De doorgedreven individualisering is een van de aanleidingen voor het ontstaan van een egocultuur. Dit is een cultuur waarin het ego zichzelf belangrijker acht dan anderen. Ook de eigen belangen krijgen hierbij voorrang op de collectieve belangen. Individuen eisen voortdurende bevestiging van hun omgeving. Deze behoefte naar bevestiging gaat enorm ver. Wanneer de omgeving daar niet correct op inspeelt, dan zal er een bepaalde afkeer ontstaan bij het individu. De personen die op dat moment niet correct inspelen op de behoeften van het individu, kunnen aanzien worden als ‘niet-loyaal’.[15]

Een voorbeeld is terug te vinden bij jongeren en hun zelfbeeld. Hun zelfbeeld wordt beïnvloed door wat zij te zien krijgen in de dagelijks reclame en op het internet. Reeds bij de opvoeding wordt er met kinderen omgegaan alsof zij centraal staan en dat zij steeds moeten trachten om hun zin te krijgen. Dit heeft echter gevolgen voor de latere relaties die kinderen zullen aangaan. Zo zullen deze jongeren bijvoorbeeld ‘eisen’ dat hun partner later zal ingaan op al hun behoeften. Het resultaat hiervan is dat jongeren geen seksuele remmingen meer hebben. Dit leidt verder tot een doorgedreven lichaamscultuur. Zo kan dit onder andere deels verklaren waarom puberende jongens plots de drang krijgen om zich wekelijks naar het lokale fitnesscenter te begeven.[16]

Deze egocultuur weerspiegelt zich uiteindelijk ook op het internet. Dit vindt men terug op de verschillende sociaalnetwerksites. Enerzijds zorgen deze sociaalnetwerksites dat de individuen met oogkleppen kijken naar alles wat op hen afkomt. Men is zich niet bewust dat informatie voor hen wordt gefilterd. Anderzijds leven gebruikers van sociale media in een cultuur waar zij hun eigen status proberen te verduidelijken. De sociale media zorgt als het ware voor narcisme en egotripperij bij zijn gebruikers.[17]

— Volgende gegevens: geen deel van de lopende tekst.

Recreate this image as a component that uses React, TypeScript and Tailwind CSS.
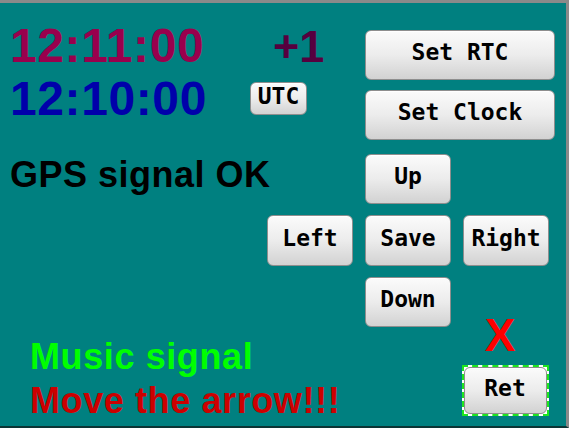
import type { ReactNode } from "react";

const sans = "font-['Liberation_Sans',Arial,sans-serif] font-bold";
const mono = "font-['DejaVu_Sans_Mono',monospace] font-bold";

function Btn({ children, className = "" }: { children: ReactNode; className?: string }) {
  return (
    <button
      className={`flex items-center justify-center rounded-[6px] border border-[#8e8e8e] bg-gradient-to-b from-[#fbfbfb] via-[#ececec] to-[#d2d2d2] pb-[5px] text-[23px] leading-none text-black shadow-[inset_0_1px_0_#ffffff] ${mono} ${className}`}
    >
      {children}
    </button>
  );
}

export default function App() {
  return (
    <div className="box-border h-[428px] w-[569px] overflow-hidden border-t-[3px] border-r-[3px] border-b-2 border-t-[#8a8a8a] border-r-[#8a8a8a] border-b-[#0b3535] bg-[#008080] pl-[10px]">
      {/* clocks + set buttons */}
      <div className="mt-[27px] grid grid-cols-[245px_86px_86px_86px] gap-x-3 gap-y-[10px]">
        <div className={`-mt-[8px] text-[48px] leading-none tracking-[0.6px] text-[#99004d] ${sans}`}>12:11:00</div>
        <div className={`-mt-[6px] ml-[6px] text-[45px] leading-none text-[#56003f] ${sans}`}>+1</div>
        <Btn className="col-span-2 h-[50px] w-[190px]">Set RTC</Btn>

        <div className="col-span-2 flex items-start">
          <div className={`-mt-[15px] w-[240px] text-[48px] leading-none tracking-[0.6px] text-[#0000aa] ${sans}`}>12:10:00</div>
          <Btn className="-mt-[8px] h-[33px] w-[57px] pb-[2px] text-[20px]">UTC</Btn>
        </div>
        <Btn className="col-span-2 h-[50px] w-[190px]">Set Clock</Btn>
      </div>

      {/* direction pad */}
      <div className="mt-[14px] grid grid-cols-[245px_86px_86px_86px] gap-x-3 gap-y-[11px]">
        <div className={`col-span-2 mt-[3px] text-[36px] leading-none tracking-[0.5px] text-black ${sans}`}>GPS signal OK</div>
        <Btn className="col-start-3 h-[50px]">Up</Btn>

        <Btn className="col-start-2 h-[51px]">Left</Btn>
        <Btn className="h-[51px]">Save</Btn>
        <Btn className="h-[51px]">Right</Btn>

        <div className={`col-span-2 row-span-2 flex flex-col justify-end gap-[8px] pl-[20px] text-[36px] leading-none tracking-[0.6px] ${sans}`}>
          <div className="text-[#00ff00]">Music signal</div>
          <div className="-mb-[3px] text-[#cc0000]">Move the arrow!!!</div>
        </div>
        <Btn className="h-[50px]">Down</Btn>
        <div className="row-span-2 flex flex-col items-center">
          <div className={`mt-[35px] pr-[12px] text-[46px] leading-none text-[#ff0000] ${sans}`}>X</div>
          <div className="mt-[7px] -ml-[2px] border-2 border-dashed border-[#1ee61e] bg-white">
            <Btn className="h-[47px] w-[83px] border-[#5cc8f0]">Ret</Btn>
          </div>
        </div>
      </div>
    </div>
  );
}
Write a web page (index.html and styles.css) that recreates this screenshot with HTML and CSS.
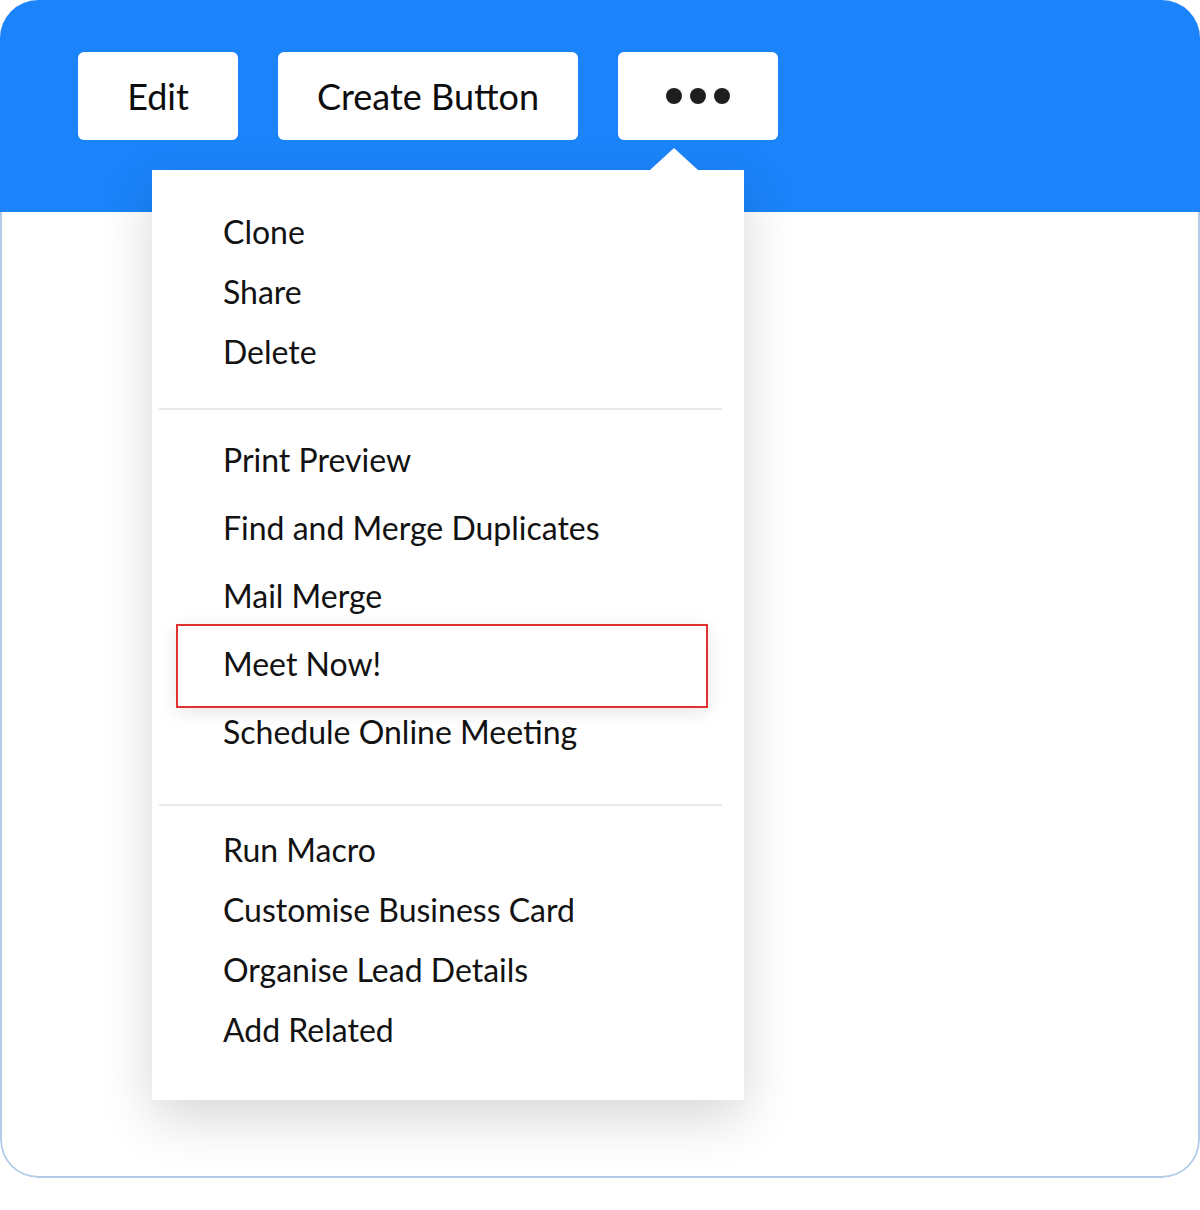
FILE: index.html
```html
<!DOCTYPE html>
<html lang="en">
<head>
  <meta charset="UTF-8">
  <title>Record Actions Menu</title>
  <link rel="stylesheet" href="styles.css">
</head>
<body>
  <div class="card">
    <!-- Toolbar -->
    <header class="toolbar">
      <button class="tool-btn edit">Edit</button>
      <button class="tool-btn create">Create Button</button>
      <button class="tool-btn more" aria-label="More">
        <span class="dot"></span><span class="dot"></span><span class="dot"></span>
      </button>
    </header>
    <div class="card-body"></div>

    <!-- Dropdown -->
    <div class="menu">
      <ul class="group first">
        <li>Clone</li>
        <li>Share</li>
        <li>Delete</li>
      </ul>
      <ul class="group second">
        <li>Print Preview</li>
        <li>Find and Merge Duplicates</li>
        <li>Mail Merge</li>
        <li class="highlight">Meet Now!</li>
        <li>Schedule Online Meeting</li>
      </ul>
      <ul class="group third">
        <li>Run Macro</li>
        <li>Customise Business Card</li>
        <li>Organise Lead Details</li>
        <li>Add Related</li>
      </ul>
    </div>
  </div>
</body>
</html>
```

FILE: styles.css
```css
body {
  margin: 0;
  font-family: Lato, "Open Sans", sans-serif;
  background-color: #ffffff;
  color: #121212;
}
.card {
  position: relative;
  width: 1200px;
  height: 1178px;
  border-radius: 38px;
  overflow: hidden;
  display: flex;
  flex-direction: column;
}
.toolbar {
  background-color: #1b84fa;
  height: 212px;
  box-sizing: border-box;
  padding: 52px 0 0 78px;
  display: flex;
  align-items: flex-start;
  gap: 40px;
}
.tool-btn {
  height: 88px;
  border: none;
  border-radius: 6px;
  background-color: #ffffff;
  font-family: inherit;
  font-size: 36px;
  color: #0d0d0d;
  padding: 0;
  display: flex;
  align-items: center;
  justify-content: center;
}
.tool-btn.edit {
  width: 160px;
}
.tool-btn.create {
  width: 300px;
}
.tool-btn.more {
  width: 160px;
  gap: 8px;
}
.dot {
  width: 16px;
  height: 16px;
  border-radius: 50%;
  background-color: #1f1f1f;
}
.card-body {
  flex: 1;
  border: 2px solid #b3cbe9;
  border-top: none;
  border-radius: 0 0 38px 38px;
}
.menu {
  position: absolute;
  left: 152px;
  top: 170px;
  width: 592px;
  height: 930px;
  box-sizing: border-box;
  background-color: #ffffff;
  box-shadow: 0 18px 50px rgba(0, 0, 0, 0.16);
}
.menu::before {
  content: "";
  position: absolute;
  top: -22px;
  left: 498px;
  border-left: 24px solid transparent;
  border-right: 24px solid transparent;
  border-bottom: 22px solid #ffffff;
}
.group {
  list-style: none;
  margin: 0;
  padding: 0;
}
.group li {
  position: relative;
  padding-left: 71px;
  font-size: 32px;
  line-height: 60px;
}
.group.first {
  padding: 32px 0 26px;
  margin-right: 22px;
  margin-left: 7px;
  border-bottom: 2px solid #e8e8e8;
}
.group.second {
  padding: 16px 0 38px;
  margin-right: 22px;
  margin-left: 7px;
  border-bottom: 2px solid #e8e8e8;
}
.group.second li {
  line-height: 68px;
}
.group.first li,
.group.second li {
  padding-left: 64px;
}
.group.third {
  padding: 14px 0 40px;
}
.highlight::after {
  content: "";
  position: absolute;
  top: -6px;
  bottom: -10px;
  left: 17px;
  right: 14px;
  border: 2px solid #e03131;
  box-shadow: 0 4px 18px rgba(0, 0, 0, 0.1);
}
```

Cyberbalkanisering[bewerken | brontekst bewerken]

Uiteindelijk zijn er meerdere zaken die de balkanisering van het internet in de hand werken. Het valt op dat de toekomst van het internet in het gedrang komt. Wat ooit een vanzelfsprekendheid was, is sinds de ontwikkelingen in 2013 onzeker. Als er ‘nationale intranetten’ komen, zal de cyberbalkanisering pas echt vorm krijgen.[14]